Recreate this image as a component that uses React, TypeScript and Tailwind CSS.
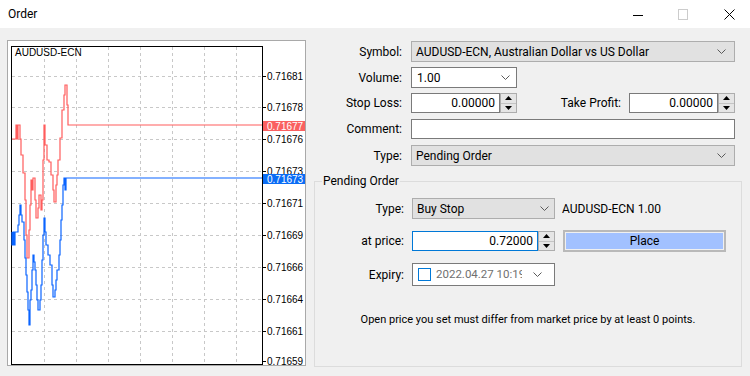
import React from "react";

// price axis labels, y is the grid line they sit on
const axis = [
  { y: 76, v: "0.71681" },
  { y: 107, v: "0.71678" },
  { y: 139, v: "0.71676" },
  { y: 171, v: "0.71673" },
  { y: 203, v: "0.71671" },
  { y: 235, v: "0.71669" },
  { y: 267, v: "0.71666" },
  { y: 299, v: "0.71664" },
  { y: 331, v: "0.71661" },
  { y: 361, v: "0.71659" },
];
const gridX = [44, 76, 108, 140, 172, 204, 236];
const gridY = [76, 107, 139, 171, 203, 235, 267, 299, 331];

const askPath =
  "M12,139 H16 V125 H17 V139 H18 V125 H20 V139 H21 V155 H23 V173 H25 V200 H26 V235 H27 V258 H29 V230 H30 V205 H31 V180 H32 V190 H33 V178 H35 V200 H36 V218 H38 V208 H39 V195 H41 V210 H42 V200 H43 V160 H44 V125 H45 V145 H47 V160 H49 V162 H51 V175 H53 V190 H54 V202 H56 V185 H57 V175 H58 V160 H60 V138 H62 V110 H64 V95 H65 V85 H67 V105 H68 V125 H262";
const bidPath =
  "M12,232 V245 H13 V232 H14 V245 H15 V232 H18 V225 H19 V215 H20 V205 H21 V215 H22 V222 H24 V240 H25 V258 H26 V275 H27 V292 H28 V310 H29 V325 H30 V300 H31 V290 H32 V270 H33 V255 H34 V262 H35 V270 H36 V285 H37 V300 H38 V310 H40 V300 H41 V285 H42 V260 H43 V235 H44 V218 H45 V232 H46 V245 H48 V255 H50 V265 H52 V285 H53 V297 H55 V290 H56 V280 H57 V270 H59 V255 H60 V240 H61 V220 H62 V205 H63 V185 H64 V178 H65 V190 H66 V178 H262";

const Chart = () => (
  <svg
    width={300}
    height={327}
    viewBox="7 40 300 327"
    className="shrink-0 font-['Liberation_Sans',sans-serif]"
  >
    <rect x={7.5} y={40.5} width={298} height={325} fill="#fff" stroke="#a9a9a9" />
    <rect x={11.5} y={46.5} width={251} height={318} fill="#fff" stroke="#000" />
    {gridX.map((x) => (
      <line key={x} x1={x + 0.5} x2={x + 0.5} y1={47} y2={364} stroke="#c8c8c8" strokeDasharray="3 3" />
    ))}
    {gridY.map((y) => (
      <line key={y} x1={12} x2={262} y1={y + 0.5} y2={y + 0.5} stroke="#c8c8c8" strokeDasharray="3 3" />
    ))}
    <text x={15} y={56} fontSize={10} fill="#000">
      AUDUSD-ECN
    </text>
    {axis.map((a) => (
      <g key={a.v}>
        <line x1={262} x2={266} y1={a.y + 0.5} y2={a.y + 0.5} stroke="#000" />
        <text x={267} y={a.y + 4} fontSize={10} fill="#000">
          {a.v}
        </text>
      </g>
    ))}
    <path d={askPath} fill="none" stroke="#ff5c5c" strokeWidth={1.2} />
    <path d={bidPath} fill="none" stroke="#0a64ff" strokeWidth={1.2} />
    <rect x={263} y={121} width={42} height={10} fill="#fa6060" />
    <text x={267} y={129.5} fontSize={10} fill="#fff">
      0.71677
    </text>
    <rect x={263} y={174} width={42} height={10} fill="#0a6cf5" />
    <text x={267} y={182.5} fontSize={10} fill="#fff">
      0.71673
    </text>
  </svg>
);

const Chevron = ({ className = "" }: { className?: string }) => (
  <svg width={9} height={5} viewBox="0 0 9 5" className={className}>
    <path d="M0.5,0.5 L4.5,4.5 L8.5,0.5" fill="none" stroke="#5a5a5a" strokeWidth={1} />
  </svg>
);

const Spinner = () => (
  <div className="flex flex-col w-[17px] h-full border border-[#adadad] bg-[#e5e5e5]">
    <div className="flex-1 flex items-center justify-center border-b border-[#c4c4c4]">
      <svg width={7} height={4} viewBox="0 0 7 4">
        <path d="M3.5,0 L7,4 L0,4 Z" fill="#000" />
      </svg>
    </div>
    <div className="flex-1 flex items-center justify-center">
      <svg width={7} height={4} viewBox="0 0 7 4">
        <path d="M0,0 L7,0 L3.5,4 Z" fill="#000" />
      </svg>
    </div>
  </div>
);

const Label = ({ children, w = "w-[88px]" }: { children: React.ReactNode; w?: string }) => (
  <div className={`${w} shrink-0 text-right`}>{children}</div>
);

export default function App() {
  return (
    <div className="w-[750px] h-[376px] overflow-hidden bg-[#f0f0f0] text-[12px] text-black font-['Roboto',sans-serif]">
      {/* title bar */}
      <div className="h-[28px] bg-white flex items-center">
        <span className="ml-[8px]">Order</span>
        <div className="ml-auto flex items-center mr-[15px]">
          <svg width={10} height={11} viewBox="0 0 10 11">
            <line x1={0} x2={10} y1={6.5} y2={6.5} stroke="#000" />
          </svg>
          <svg width={10} height={11} viewBox="0 0 10 11" className="ml-[35px]">
            <rect x={0.5} y={0.5} width={9} height={10} fill="none" stroke="#cccccc" />
          </svg>
          <svg width={11} height={11} viewBox="0 0 11 11" className="ml-[36px]">
            <path d="M0.5,0.5 L10.5,10.5 M10.5,0.5 L0.5,10.5" stroke="#000" strokeWidth={1} />
          </svg>
        </div>
      </div>

      <div className="flex pt-[12px] pl-[7px]">
        <Chart />

        <div className="ml-[7px] w-[428px] flex flex-col">
          {/* Symbol */}
          <div className="flex items-center mt-[1px] h-[21px]">
            <Label>Symbol:</Label>
            <div className="ml-[9px] w-[324px] h-[21px] border border-[#adadad] bg-[#e1e1e1] flex items-center pl-[4px] pr-[8px]">
              <span className="flex-1">AUDUSD-ECN, Australian Dollar vs US Dollar</span>
              <Chevron />
            </div>
          </div>
          {/* Volume */}
          <div className="flex items-center mt-[5px] h-[21px]">
            <Label>Volume:</Label>
            <div className="ml-[9px] w-[106px] h-[21px] border border-[#7a7a7a] bg-white flex items-center pl-[5px] pr-[6px]">
              <span className="flex-1">1.00</span>
              <Chevron />
            </div>
          </div>
          {/* Stop loss / take profit */}
          <div className="flex items-center mt-[5px] h-[20px]">
            <Label>Stop Loss:</Label>
            <div className="ml-[9px] w-[89px] h-[20px] border border-[#7a7a7a] bg-white flex items-center justify-end pr-[4px]">
              0.00000
            </div>
            <Spinner />
            <div className="w-[104px] text-right">Take Profit:</div>
            <div className="ml-[8px] w-[89px] h-[20px] border border-[#7a7a7a] bg-white flex items-center justify-end pr-[4px]">
              0.00000
            </div>
            <Spinner />
          </div>
          {/* Comment */}
          <div className="flex items-center mt-[6px] h-[20px]">
            <Label>Comment:</Label>
            <div className="ml-[9px] w-[324px] h-[20px] border border-[#7a7a7a] bg-white" />
          </div>
          {/* Type */}
          <div className="flex items-center mt-[6px] h-[21px]">
            <Label>Type:</Label>
            <div className="ml-[9px] w-[324px] h-[21px] border border-[#adadad] bg-[#e1e1e1] flex items-center pl-[4px] pr-[8px]">
              <span className="flex-1">Pending Order</span>
              <Chevron />
            </div>
          </div>

          {/* Pending order group */}
          <div className="relative mt-[15px] h-[186px] border border-[#dcdcdc] flex flex-col">
            <span className="absolute -top-[9px] left-[7px] px-[1px] bg-[#f0f0f0] leading-[16px]">
              Pending Order
            </span>
            <div className="flex items-center mt-[16px] h-[21px]">
              <Label w="w-[89px]">Type:</Label>
              <div className="ml-[8px] w-[143px] h-[21px] border border-[#adadad] bg-[#e1e1e1] flex items-center pl-[4px] pr-[5px]">
                <span className="flex-1">Buy Stop</span>
                <Chevron />
              </div>
              <span className="ml-[7px]">AUDUSD-ECN 1.00</span>
            </div>
            <div className="flex items-center mt-[11px] h-[22px]">
              <Label w="w-[89px]">at price:</Label>
              <div className="ml-[8px] flex h-[20px]">
                <div className="w-[126px] h-[20px] border border-[#0078d7] bg-white flex items-center justify-end pr-[4px]">
                  0.72000
                </div>
                <Spinner />
              </div>
              <div className="ml-[8px] w-[163px] h-[22px] border-2 border-[#b9b9b9] p-px">
                <div className="w-full h-full bg-[#a2c1ff] flex items-center justify-center">Place</div>
              </div>
            </div>
            <div className="flex items-center mt-[11px] h-[23px]">
              <Label w="w-[89px]">Expiry:</Label>
              <div className="ml-[8px] w-[143px] h-[23px] border border-[#7a7a7a] bg-white flex items-center pl-[5px] pr-[12px]">
                <div className="w-[13px] h-[13px] border border-[#0078d7] bg-white shrink-0" />
                <span className="ml-[5px] w-[86px] overflow-hidden whitespace-nowrap text-[#707070] text-[11.5px]">
                  2022.04.27 10:19
                </span>
                <Chevron className="ml-auto" />
              </div>
            </div>
            <div className="mt-[26px] text-center text-[11px]">
              Open price you set must differ from market price by at least 0 points.
            </div>
          </div>
        </div>
      </div>
    </div>
  );
}
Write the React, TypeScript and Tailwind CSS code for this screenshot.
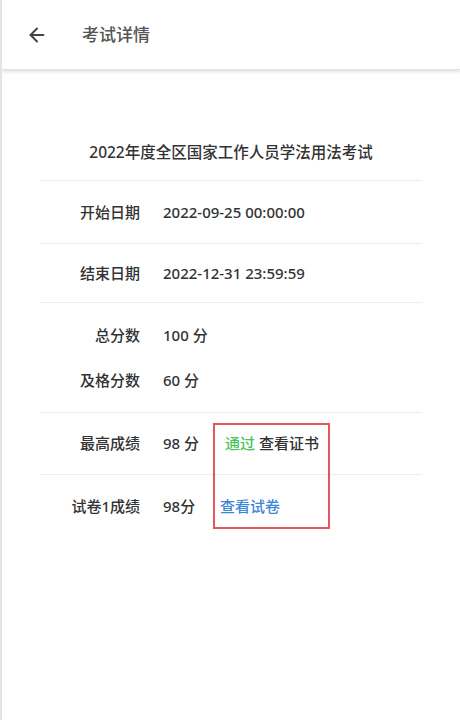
import { ArrowLeft } from 'lucide-react'

const font = { fontFamily: '"Noto Sans", "Noto Sans CJK SC", sans-serif' }

function Row({ label, value, children, className = '' }: { label: string; value: string; children?: React.ReactNode; className?: string }) {
  return (
    <div className={`flex items-center ${className}`}>
      <div className="w-[100px] text-right text-[15px] text-[#333]">{label}</div>
      <div className="ml-[23px] w-[50px] text-[15px] text-[#333] whitespace-nowrap">{value}</div>
      {children}
    </div>
  )
}

export default function App() {
  return (
    <div className="w-[460px] h-[720px] bg-white border-l-2 border-[#e4e4e4] relative overflow-hidden font-medium" style={font}>
      {/* header */}
      <div className="h-[70px] flex items-center bg-white shadow-[0_2px_3px_rgba(0,0,0,0.12)] border-b border-[#e2e2e2]">
        <ArrowLeft className="ml-[24px] w-[22px] h-[22px] text-[#444]" strokeWidth={2.2} />
        <h1 className="ml-[34px] text-[17px] text-[#555]">考试详情</h1>
      </div>

      {/* card */}
      <div className="mx-[38px] mt-[55px] w-[382px] relative">
        <div className="h-[56px] flex items-center justify-center text-[15.5px] text-[#333] border-b border-[#eeeeee]">
          2022年度全区国家工作人员学法用法考试
        </div>
        <div className="h-[63px] flex items-center border-b border-[#eeeeee]">
          <div className="w-[100px] text-right text-[15px] text-[#333]">开始日期</div>
          <div className="ml-[23px] text-[15px] text-[#333]">2022-09-25 00:00:00</div>
        </div>
        <div className="h-[59px] flex items-center border-b border-[#eeeeee]">
          <div className="w-[100px] text-right text-[15px] text-[#333]">结束日期</div>
          <div className="ml-[23px] text-[15px] text-[#333]">2022-12-31 23:59:59</div>
        </div>
        <div className="h-[110px] flex flex-col justify-center gap-[22px] border-b border-[#eeeeee]">
          <Row label="总分数" value="100 分" />
          <Row label="及格分数" value="60 分" />
        </div>
        <Row label="最高成绩" value="98 分" className="h-[62px] border-b border-[#eeeeee]">
          <div className="ml-[12px] text-[15px]">
            <span className="text-[#4cc45a]">通过</span>
            <span className="ml-[4px] text-[#333]">查看证书</span>
          </div>
        </Row>
        <Row label="试卷1成绩" value="98分" className="h-[62px]">
          <div className="ml-[7px] text-[15px] text-[#3d86d8]">查看试卷</div>
        </Row>

        {/* annotation box */}
        <div className="absolute left-[173px] top-[298px] w-[117px] h-[106px] border-2 border-[#e2575b]" />
      </div>
    </div>
  )
}
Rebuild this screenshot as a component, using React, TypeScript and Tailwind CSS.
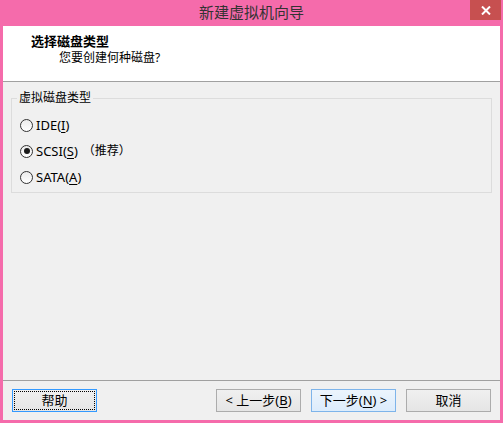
const font = { fontFamily: '"Noto Sans", "Noto Sans CJK SC", sans-serif' };

function Radio({ checked, label, hotkey, extra }: { checked?: boolean; label: string; hotkey: string; extra?: string }) {
  return (
    <div className="flex h-[26px] items-center pl-[8px]">
      <span className="flex h-[13px] w-[13px] items-center justify-center rounded-full border border-[#333333] bg-gradient-to-b from-[#ececec] to-white">
        {checked && <span className="h-[6px] w-[6px] rounded-full bg-[#1a1a1a]" />}
      </span>
      <span className="ml-[3px] text-[13px] leading-none text-black">
        {label}(<span className="underline underline-offset-2">{hotkey}</span>)
      </span>
      {extra && <span className="ml-[5px] text-[12px] leading-none text-black">{extra}</span>}
    </div>
  );
}

function Button({ children, variant }: { children: React.ReactNode; variant?: "focus" | "default" }) {
  if (variant === "focus") {
    return (
      <div className="h-[23px] w-[85px] border border-[#3399ff] bg-gradient-to-b from-[#f0f0f0] to-[#e5e5e5] p-[1px]">
        <div className="flex h-full w-full items-center justify-center border border-dotted border-black text-[13px] text-black">
          {children}
        </div>
      </div>
    );
  }
  return (
    <div
      className={
        variant === "default"
          ? "flex h-[23px] w-[85px] items-center justify-center border border-[#7eb4ea] bg-gradient-to-b from-[#ecf4fc] to-[#dcecfc] text-[13px] text-black"
          : "flex h-[23px] w-[85px] items-center justify-center border border-[#acacac] bg-gradient-to-b from-[#f0f0f0] to-[#e5e5e5] text-[13px] text-black"
      }
    >
      {children}
    </div>
  );
}

export default function App() {
  return (
    <div className="flex h-[423px] w-[503px] flex-col bg-[#f56bab]" style={font}>
      {/* title bar */}
      <div className="flex h-[26px] shrink-0">
        <div className="w-[33px]" />
        <div className="flex flex-1 items-center justify-center pb-[1px] text-[15px] text-[#333333]">
          新建虚拟机向导
        </div>
        <div className="mr-[2px] flex h-[20px] w-[31px] items-center justify-center bg-[#c75050]">
          <svg width="10" height="9" viewBox="0 0 10 9">
            <path d="M1 0.5 L9 8.5 M9 0.5 L1 8.5" stroke="white" strokeWidth="2" />
          </svg>
        </div>
      </div>

      {/* client area */}
      <div className="mx-[3px] mb-[3px] flex flex-1 flex-col bg-[#f0f0f0]">
        <div className="h-[56px] shrink-0 border-b border-[#a0a0a0] bg-white pt-[7px]">
          <div className="pl-[28px] text-[13px] font-bold leading-[16px] text-black">选择磁盘类型</div>
          <div className="mt-[1px] pl-[56px] text-[12px] leading-[16px] text-black">您要创建何种磁盘?</div>
        </div>

        <div className="relative mx-[8px] mt-[16px] h-[95px] border border-[#dcdcdc]">
          <span className="absolute -top-[9px] left-[5px] bg-[#f0f0f0] px-[2px] text-[12px] leading-[16px] text-black">
            虚拟磁盘类型
          </span>
          <div className="pt-[13px]">
            <Radio label="IDE" hotkey="I" />
            <Radio checked label="SCSI" hotkey="S" extra="（推荐）" />
            <Radio label="SATA" hotkey="A" />
          </div>
        </div>

        <div className="flex-1" />

        <div className="flex h-[40px] shrink-0 items-center border-t border-[#a0a0a0] px-[9px]">
          <Button variant="focus">帮助</Button>
          <div className="flex-1" />
          <div className="flex gap-[10px]">
            <Button>
              &lt; 上一步(<span className="underline underline-offset-2">B</span>)
            </Button>
            <Button variant="default">
              下一步(<span className="underline underline-offset-2">N</span>) &gt;
            </Button>
            <Button>取消</Button>
          </div>
        </div>
      </div>
    </div>
  );
}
------------------------
What you have to do: Without the pictures, copy the entries from their first line through the line containing "import React from", and only those lines.

Exercise output:
Recreate this image as a component that uses React, TypeScript and Tailwind CSS.
import React from "react";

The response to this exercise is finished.